Aim: Find each line holding "this" and copy it out.

Code that builds pages

··········

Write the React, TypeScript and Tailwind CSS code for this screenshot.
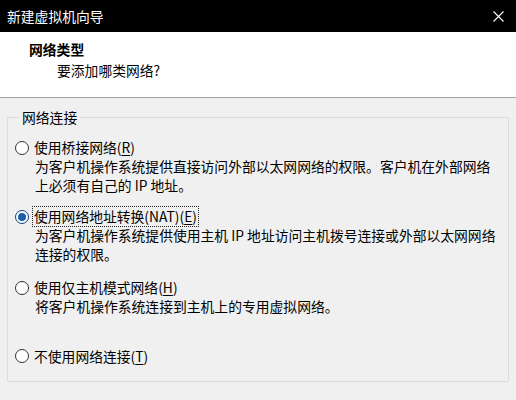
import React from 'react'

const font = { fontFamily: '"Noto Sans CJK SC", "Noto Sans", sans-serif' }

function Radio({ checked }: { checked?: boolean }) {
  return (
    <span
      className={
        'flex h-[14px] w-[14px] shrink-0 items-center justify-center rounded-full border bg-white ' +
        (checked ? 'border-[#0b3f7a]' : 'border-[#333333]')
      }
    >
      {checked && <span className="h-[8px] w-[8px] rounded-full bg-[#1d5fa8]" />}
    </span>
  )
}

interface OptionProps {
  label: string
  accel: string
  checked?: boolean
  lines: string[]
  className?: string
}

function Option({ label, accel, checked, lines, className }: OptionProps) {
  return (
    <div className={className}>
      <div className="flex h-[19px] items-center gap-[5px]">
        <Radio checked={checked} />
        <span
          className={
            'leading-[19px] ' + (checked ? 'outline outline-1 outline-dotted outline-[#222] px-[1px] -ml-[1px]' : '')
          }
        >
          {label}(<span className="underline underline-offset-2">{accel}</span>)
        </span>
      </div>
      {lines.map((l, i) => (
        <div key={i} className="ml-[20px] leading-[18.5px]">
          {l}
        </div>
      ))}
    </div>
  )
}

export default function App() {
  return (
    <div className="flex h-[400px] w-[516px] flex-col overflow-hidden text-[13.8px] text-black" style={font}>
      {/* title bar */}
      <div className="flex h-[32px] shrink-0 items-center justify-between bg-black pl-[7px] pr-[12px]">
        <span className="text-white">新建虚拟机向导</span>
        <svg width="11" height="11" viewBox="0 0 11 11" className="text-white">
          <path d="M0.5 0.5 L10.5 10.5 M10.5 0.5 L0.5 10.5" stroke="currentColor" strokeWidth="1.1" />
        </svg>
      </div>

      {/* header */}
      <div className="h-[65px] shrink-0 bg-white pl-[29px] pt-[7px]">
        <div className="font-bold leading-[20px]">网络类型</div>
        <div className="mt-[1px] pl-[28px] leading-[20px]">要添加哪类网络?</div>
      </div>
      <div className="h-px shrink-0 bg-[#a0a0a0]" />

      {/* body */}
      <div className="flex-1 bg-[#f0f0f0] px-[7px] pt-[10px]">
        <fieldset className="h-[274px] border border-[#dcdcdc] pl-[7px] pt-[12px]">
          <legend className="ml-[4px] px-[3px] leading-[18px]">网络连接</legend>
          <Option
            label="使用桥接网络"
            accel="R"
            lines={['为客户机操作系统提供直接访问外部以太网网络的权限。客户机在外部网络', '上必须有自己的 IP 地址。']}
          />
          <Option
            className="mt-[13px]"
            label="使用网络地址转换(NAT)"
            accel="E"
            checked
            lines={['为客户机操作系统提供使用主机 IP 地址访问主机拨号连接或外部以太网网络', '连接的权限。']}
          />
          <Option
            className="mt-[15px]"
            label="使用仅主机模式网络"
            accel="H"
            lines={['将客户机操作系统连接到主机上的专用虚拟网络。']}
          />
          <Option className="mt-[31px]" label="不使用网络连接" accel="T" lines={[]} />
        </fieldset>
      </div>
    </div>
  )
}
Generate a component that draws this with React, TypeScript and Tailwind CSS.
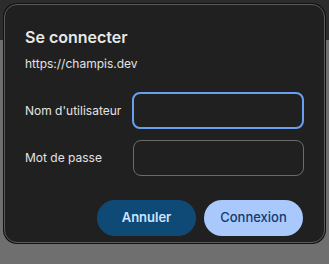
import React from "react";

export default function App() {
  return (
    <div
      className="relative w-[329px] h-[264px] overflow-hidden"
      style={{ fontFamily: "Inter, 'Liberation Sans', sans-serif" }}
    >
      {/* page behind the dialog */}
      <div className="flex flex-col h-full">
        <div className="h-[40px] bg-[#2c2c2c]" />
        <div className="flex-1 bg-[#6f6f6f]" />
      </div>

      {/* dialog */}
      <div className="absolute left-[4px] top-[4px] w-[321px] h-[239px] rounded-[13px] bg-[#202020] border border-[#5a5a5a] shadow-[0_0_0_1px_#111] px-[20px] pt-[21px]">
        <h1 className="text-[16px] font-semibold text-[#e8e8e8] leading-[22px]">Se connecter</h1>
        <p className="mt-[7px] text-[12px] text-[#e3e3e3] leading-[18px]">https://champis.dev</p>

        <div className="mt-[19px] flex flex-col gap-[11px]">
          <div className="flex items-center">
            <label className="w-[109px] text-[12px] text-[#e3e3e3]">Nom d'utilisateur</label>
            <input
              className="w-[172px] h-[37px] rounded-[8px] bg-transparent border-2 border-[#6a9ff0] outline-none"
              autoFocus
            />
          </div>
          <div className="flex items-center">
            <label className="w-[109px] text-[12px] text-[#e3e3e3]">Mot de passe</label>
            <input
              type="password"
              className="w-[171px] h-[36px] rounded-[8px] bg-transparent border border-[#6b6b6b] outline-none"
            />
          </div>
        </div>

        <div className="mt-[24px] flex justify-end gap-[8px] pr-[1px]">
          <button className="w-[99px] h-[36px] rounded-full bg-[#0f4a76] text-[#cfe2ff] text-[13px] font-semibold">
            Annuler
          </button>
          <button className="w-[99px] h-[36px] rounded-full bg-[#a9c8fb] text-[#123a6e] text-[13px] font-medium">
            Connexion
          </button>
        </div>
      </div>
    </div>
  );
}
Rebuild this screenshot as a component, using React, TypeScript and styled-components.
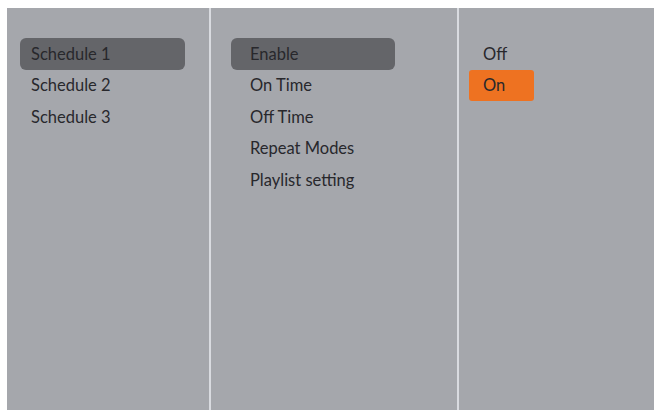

··········

Full solution:
Write the React, TypeScript and Tailwind CSS code for this screenshot.
Generate a component that draws this with React, TypeScript and Tailwind CSS.
Rebuild this screenshot as a component, using React, TypeScript and styled-components.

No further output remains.